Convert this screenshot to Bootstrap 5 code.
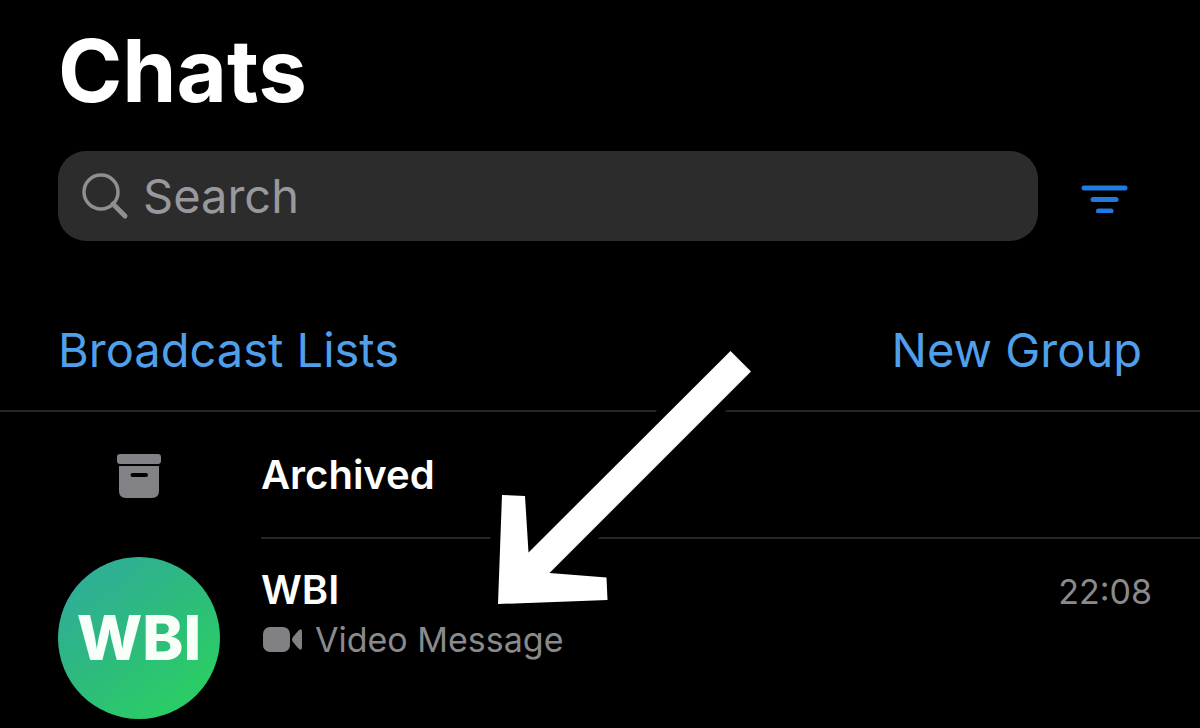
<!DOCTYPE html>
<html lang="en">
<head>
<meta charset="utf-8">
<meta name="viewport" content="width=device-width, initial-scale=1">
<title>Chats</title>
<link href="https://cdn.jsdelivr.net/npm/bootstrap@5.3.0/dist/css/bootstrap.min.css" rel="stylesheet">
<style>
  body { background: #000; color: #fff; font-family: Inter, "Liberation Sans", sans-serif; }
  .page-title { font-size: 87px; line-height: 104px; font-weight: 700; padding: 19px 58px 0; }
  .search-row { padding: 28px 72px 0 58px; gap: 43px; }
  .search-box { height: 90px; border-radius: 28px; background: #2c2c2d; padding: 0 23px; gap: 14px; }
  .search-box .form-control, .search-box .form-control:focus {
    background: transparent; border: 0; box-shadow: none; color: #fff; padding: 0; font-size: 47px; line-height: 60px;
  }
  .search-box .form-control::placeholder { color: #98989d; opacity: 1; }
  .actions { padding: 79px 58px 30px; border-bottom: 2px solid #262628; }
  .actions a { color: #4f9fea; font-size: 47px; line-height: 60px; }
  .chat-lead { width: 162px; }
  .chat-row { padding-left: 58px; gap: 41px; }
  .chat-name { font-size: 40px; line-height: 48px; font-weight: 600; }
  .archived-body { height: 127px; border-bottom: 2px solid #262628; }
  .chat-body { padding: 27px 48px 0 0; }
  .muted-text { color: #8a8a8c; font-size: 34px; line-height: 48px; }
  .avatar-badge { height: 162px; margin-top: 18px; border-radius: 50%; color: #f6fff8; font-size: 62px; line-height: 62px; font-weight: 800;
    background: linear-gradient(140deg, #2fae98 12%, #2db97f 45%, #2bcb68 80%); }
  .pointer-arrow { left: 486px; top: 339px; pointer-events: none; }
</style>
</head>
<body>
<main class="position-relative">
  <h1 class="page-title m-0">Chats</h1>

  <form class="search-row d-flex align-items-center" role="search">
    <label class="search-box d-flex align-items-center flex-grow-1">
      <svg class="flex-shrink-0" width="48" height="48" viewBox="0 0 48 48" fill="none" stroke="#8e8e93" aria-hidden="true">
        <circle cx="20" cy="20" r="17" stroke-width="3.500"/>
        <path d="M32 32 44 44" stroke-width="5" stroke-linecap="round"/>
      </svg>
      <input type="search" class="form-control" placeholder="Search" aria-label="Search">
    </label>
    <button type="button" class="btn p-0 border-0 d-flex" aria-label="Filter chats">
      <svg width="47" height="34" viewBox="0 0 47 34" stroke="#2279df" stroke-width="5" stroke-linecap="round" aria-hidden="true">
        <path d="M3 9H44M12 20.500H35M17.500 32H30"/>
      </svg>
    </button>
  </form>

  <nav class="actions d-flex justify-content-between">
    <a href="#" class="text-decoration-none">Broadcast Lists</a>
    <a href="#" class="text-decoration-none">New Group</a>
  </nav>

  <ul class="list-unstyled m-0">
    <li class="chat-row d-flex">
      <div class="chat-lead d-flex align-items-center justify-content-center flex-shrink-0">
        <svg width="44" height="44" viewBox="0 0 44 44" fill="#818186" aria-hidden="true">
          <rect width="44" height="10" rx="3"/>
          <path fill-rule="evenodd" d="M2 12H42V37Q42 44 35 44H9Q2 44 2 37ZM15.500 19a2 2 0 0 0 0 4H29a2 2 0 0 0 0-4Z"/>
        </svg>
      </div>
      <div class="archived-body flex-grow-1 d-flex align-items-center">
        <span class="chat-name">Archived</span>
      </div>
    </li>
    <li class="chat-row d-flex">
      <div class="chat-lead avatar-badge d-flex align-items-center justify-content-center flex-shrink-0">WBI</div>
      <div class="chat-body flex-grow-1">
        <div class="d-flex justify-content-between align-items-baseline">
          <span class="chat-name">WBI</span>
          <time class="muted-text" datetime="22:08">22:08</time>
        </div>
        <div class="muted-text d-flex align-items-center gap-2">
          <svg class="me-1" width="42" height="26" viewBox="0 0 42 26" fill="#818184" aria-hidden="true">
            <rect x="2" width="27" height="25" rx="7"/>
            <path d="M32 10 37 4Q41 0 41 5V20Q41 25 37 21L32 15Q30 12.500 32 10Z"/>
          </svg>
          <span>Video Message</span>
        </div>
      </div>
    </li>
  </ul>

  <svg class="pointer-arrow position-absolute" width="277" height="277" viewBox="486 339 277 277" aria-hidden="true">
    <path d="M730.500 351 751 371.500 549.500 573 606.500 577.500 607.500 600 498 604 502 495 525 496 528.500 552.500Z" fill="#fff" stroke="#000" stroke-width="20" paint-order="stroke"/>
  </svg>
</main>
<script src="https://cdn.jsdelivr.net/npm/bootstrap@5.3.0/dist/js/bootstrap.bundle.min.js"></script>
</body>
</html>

==================================================

Reproduce all of the material above word for word. Omit the pictures.

The solution:
Convert this screenshot to Bootstrap 5 code.
<!DOCTYPE html>
<html lang="en">
<head>
<meta charset="utf-8">
<meta name="viewport" content="width=device-width, initial-scale=1">
<title>Chats</title>
<link href="https://cdn.jsdelivr.net/npm/bootstrap@5.3.0/dist/css/bootstrap.min.css" rel="stylesheet">
<style>
  body { background: #000; color: #fff; font-family: Inter, "Liberation Sans", sans-serif; }
  .page-title { font-size: 87px; line-height: 104px; font-weight: 700; padding: 19px 58px 0; }
  .search-row { padding: 28px 72px 0 58px; gap: 43px; }
  .search-box { height: 90px; border-radius: 28px; background: #2c2c2d; padding: 0 23px; gap: 14px; }
  .search-box .form-control, .search-box .form-control:focus {
    background: transparent; border: 0; box-shadow: none; color: #fff; padding: 0; font-size: 47px; line-height: 60px;
  }
  .search-box .form-control::placeholder { color: #98989d; opacity: 1; }
  .actions { padding: 79px 58px 30px; border-bottom: 2px solid #262628; }
  .actions a { color: #4f9fea; font-size: 47px; line-height: 60px; }
  .chat-lead { width: 162px; }
  .chat-row { padding-left: 58px; gap: 41px; }
  .chat-name { font-size: 40px; line-height: 48px; font-weight: 600; }
  .archived-body { height: 127px; border-bottom: 2px solid #262628; }
  .chat-body { padding: 27px 48px 0 0; }
  .muted-text { color: #8a8a8c; font-size: 34px; line-height: 48px; }
  .avatar-badge { height: 162px; margin-top: 18px; border-radius: 50%; color: #f6fff8; font-size: 62px; line-height: 62px; font-weight: 800;
    background: linear-gradient(140deg, #2fae98 12%, #2db97f 45%, #2bcb68 80%); }
  .pointer-arrow { left: 486px; top: 339px; pointer-events: none; }
</style>
</head>
<body>
<main class="position-relative">
  <h1 class="page-title m-0">Chats</h1>

  <form class="search-row d-flex align-items-center" role="search">
    <label class="search-box d-flex align-items-center flex-grow-1">
      <svg class="flex-shrink-0" width="48" height="48" viewBox="0 0 48 48" fill="none" stroke="#8e8e93" aria-hidden="true">
        <circle cx="20" cy="20" r="17" stroke-width="3.500"/>
        <path d="M32 32 44 44" stroke-width="5" stroke-linecap="round"/>
      </svg>
      <input type="search" class="form-control" placeholder="Search" aria-label="Search">
    </label>
    <button type="button" class="btn p-0 border-0 d-flex" aria-label="Filter chats">
      <svg width="47" height="34" viewBox="0 0 47 34" stroke="#2279df" stroke-width="5" stroke-linecap="round" aria-hidden="true">
        <path d="M3 9H44M12 20.500H35M17.500 32H30"/>
      </svg>
    </button>
  </form>

  <nav class="actions d-flex justify-content-between">
    <a href="#" class="text-decoration-none">Broadcast Lists</a>
    <a href="#" class="text-decoration-none">New Group</a>
  </nav>

  <ul class="list-unstyled m-0">
    <li class="chat-row d-flex">
      <div class="chat-lead d-flex align-items-center justify-content-center flex-shrink-0">
        <svg width="44" height="44" viewBox="0 0 44 44" fill="#818186" aria-hidden="true">
          <rect width="44" height="10" rx="3"/>
          <path fill-rule="evenodd" d="M2 12H42V37Q42 44 35 44H9Q2 44 2 37ZM15.500 19a2 2 0 0 0 0 4H29a2 2 0 0 0 0-4Z"/>
        </svg>
      </div>
      <div class="archived-body flex-grow-1 d-flex align-items-center">
        <span class="chat-name">Archived</span>
      </div>
    </li>
    <li class="chat-row d-flex">
      <div class="chat-lead avatar-badge d-flex align-items-center justify-content-center flex-shrink-0">WBI</div>
      <div class="chat-body flex-grow-1">
        <div class="d-flex justify-content-between align-items-baseline">
          <span class="chat-name">WBI</span>
          <time class="muted-text" datetime="22:08">22:08</time>
        </div>
        <div class="muted-text d-flex align-items-center gap-2">
          <svg class="me-1" width="42" height="26" viewBox="0 0 42 26" fill="#818184" aria-hidden="true">
            <rect x="2" width="27" height="25" rx="7"/>
            <path d="M32 10 37 4Q41 0 41 5V20Q41 25 37 21L32 15Q30 12.500 32 10Z"/>
          </svg>
          <span>Video Message</span>
        </div>
      </div>
    </li>
  </ul>

  <svg class="pointer-arrow position-absolute" width="277" height="277" viewBox="486 339 277 277" aria-hidden="true">
    <path d="M730.500 351 751 371.500 549.500 573 606.500 577.500 607.500 600 498 604 502 495 525 496 528.500 552.500Z" fill="#fff" stroke="#000" stroke-width="20" paint-order="stroke"/>
  </svg>
</main>
<script src="https://cdn.jsdelivr.net/npm/bootstrap@5.3.0/dist/js/bootstrap.bundle.min.js"></script>
</body>
</html>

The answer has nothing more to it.